3. and so on, each iteration after the first only processing at most \(K\) new tokens.

With \(O(K + T)\) total iterations, where each iteration involves up to \(S + T\) timesteps, full causal self-attention without caching incurs a time complexity of \(O((K + T)(S + T)^2)\). With caching, we can bring this down to \(O((K + T) \min(K, S + T) (S + T))\), which can result in a speedup if the context or generation length are large relative to the number of noise levels.

Online Planning

When using a world model for planning, we often have a situation where we generate a plan with some horizon \(T\) number of frames into the future, take an action according to that plan, and repeat.

Here, we have an additional opportunity for caching. Let \(s\) denote the current context length, i.e. the number of real environment steps taken so far. (Yes, we now have three notions of "time": diffusion process noise level \(k\), plan timestep \(t\), and environment step \(s\).).

During the generation process for the current environment step, any given timestep of the plan only takes on each noise value from \(1\) through \(K-1\) most once, so the KV for these timesteps weren't useful for open-loop generation. However, in the online planning scenario, during environment step \(s + 1\), each plan timestep \(t\) with noise level in \(1, ..., K - 1\) takes on the same noise level at planning iteration \(i\) as it did during environment step \(s\) on planning iteration \(i + 1\).

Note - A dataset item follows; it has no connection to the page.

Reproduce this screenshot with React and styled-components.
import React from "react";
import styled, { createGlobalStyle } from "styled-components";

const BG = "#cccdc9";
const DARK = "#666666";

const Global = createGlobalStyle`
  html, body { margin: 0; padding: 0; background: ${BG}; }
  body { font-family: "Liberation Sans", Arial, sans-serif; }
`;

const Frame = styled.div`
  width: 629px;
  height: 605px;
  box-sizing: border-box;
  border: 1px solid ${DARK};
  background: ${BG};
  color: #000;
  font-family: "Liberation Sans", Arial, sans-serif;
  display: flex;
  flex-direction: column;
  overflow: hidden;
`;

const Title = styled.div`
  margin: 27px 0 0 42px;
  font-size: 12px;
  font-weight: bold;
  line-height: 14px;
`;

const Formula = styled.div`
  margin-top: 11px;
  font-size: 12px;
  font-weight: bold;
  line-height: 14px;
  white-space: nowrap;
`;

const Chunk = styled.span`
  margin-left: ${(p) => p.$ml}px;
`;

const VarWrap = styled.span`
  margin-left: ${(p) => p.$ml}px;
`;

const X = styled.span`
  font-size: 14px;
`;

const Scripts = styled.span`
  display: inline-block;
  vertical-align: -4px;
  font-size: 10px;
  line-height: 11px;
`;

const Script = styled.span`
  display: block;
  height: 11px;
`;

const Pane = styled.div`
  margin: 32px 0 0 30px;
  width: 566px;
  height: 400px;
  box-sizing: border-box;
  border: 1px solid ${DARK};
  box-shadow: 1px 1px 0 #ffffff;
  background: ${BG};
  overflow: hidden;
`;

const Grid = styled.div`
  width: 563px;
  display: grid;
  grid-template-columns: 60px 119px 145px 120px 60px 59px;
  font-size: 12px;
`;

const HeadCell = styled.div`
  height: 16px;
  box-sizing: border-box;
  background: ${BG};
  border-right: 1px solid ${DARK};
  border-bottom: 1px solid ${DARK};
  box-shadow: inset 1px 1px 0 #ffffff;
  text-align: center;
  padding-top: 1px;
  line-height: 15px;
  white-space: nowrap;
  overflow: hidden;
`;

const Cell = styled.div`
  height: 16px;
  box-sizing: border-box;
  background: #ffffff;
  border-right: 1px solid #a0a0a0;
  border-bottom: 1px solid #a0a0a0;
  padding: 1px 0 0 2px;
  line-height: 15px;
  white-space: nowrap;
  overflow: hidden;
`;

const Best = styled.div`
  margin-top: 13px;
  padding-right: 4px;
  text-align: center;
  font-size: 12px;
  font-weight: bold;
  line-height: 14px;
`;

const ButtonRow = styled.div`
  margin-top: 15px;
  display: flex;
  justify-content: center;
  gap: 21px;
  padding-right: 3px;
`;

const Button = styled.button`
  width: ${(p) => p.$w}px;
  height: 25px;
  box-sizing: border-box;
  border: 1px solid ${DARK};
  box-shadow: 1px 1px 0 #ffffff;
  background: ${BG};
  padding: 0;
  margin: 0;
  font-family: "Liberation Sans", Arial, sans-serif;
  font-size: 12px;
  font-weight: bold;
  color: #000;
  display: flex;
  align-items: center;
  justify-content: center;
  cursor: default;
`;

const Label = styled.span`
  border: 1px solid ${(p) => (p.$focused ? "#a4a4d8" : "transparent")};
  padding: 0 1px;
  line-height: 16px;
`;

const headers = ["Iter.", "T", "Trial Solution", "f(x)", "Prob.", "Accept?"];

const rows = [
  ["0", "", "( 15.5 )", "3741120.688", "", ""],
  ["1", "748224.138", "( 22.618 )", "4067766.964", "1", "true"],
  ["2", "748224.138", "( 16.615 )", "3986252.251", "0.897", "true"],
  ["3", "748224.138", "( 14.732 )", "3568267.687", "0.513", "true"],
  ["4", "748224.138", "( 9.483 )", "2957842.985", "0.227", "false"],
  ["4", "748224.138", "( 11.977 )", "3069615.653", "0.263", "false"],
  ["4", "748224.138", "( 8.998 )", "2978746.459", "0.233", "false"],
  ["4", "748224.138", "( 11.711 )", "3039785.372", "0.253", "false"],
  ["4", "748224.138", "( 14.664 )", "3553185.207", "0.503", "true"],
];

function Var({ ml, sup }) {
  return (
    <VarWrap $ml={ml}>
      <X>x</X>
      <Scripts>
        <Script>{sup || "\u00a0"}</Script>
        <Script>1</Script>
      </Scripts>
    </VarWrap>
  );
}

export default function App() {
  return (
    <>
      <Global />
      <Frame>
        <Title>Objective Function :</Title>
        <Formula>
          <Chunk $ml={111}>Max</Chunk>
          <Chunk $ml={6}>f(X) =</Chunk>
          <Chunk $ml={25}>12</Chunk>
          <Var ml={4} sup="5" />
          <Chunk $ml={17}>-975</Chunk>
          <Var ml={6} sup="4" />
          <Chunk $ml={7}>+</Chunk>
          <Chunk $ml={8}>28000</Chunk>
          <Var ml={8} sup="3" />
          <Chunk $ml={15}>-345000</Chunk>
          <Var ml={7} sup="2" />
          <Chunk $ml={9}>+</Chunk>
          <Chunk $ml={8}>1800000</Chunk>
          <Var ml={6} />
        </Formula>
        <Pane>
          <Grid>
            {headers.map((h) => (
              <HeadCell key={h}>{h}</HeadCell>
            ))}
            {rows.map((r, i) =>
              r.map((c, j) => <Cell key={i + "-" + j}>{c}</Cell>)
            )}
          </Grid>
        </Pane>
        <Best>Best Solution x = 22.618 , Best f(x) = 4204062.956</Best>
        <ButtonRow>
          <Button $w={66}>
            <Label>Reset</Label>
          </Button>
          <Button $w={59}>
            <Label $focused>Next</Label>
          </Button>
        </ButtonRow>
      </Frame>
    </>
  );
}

One can imagine caching timesteps corresponding to those noise levels too, and not just the timesteps with noise 0.

This doesn't result in an asymptotic improvement, though, since typically the "majority" of noise levels of preceding timesteps are noise level 0. Up to \(K\) new tokens may need to be re-computed anyway, since the new observation from the environment step invalidates the previous cache for any timesteps \(t \ge s.\)

Practically speaking, the biggest efficiency gain here would come from keeping just one set of keys and values from the current plan, since this lets you avoid paying the constant up-front cost of the first iteration of open-loop generation on the next environment step.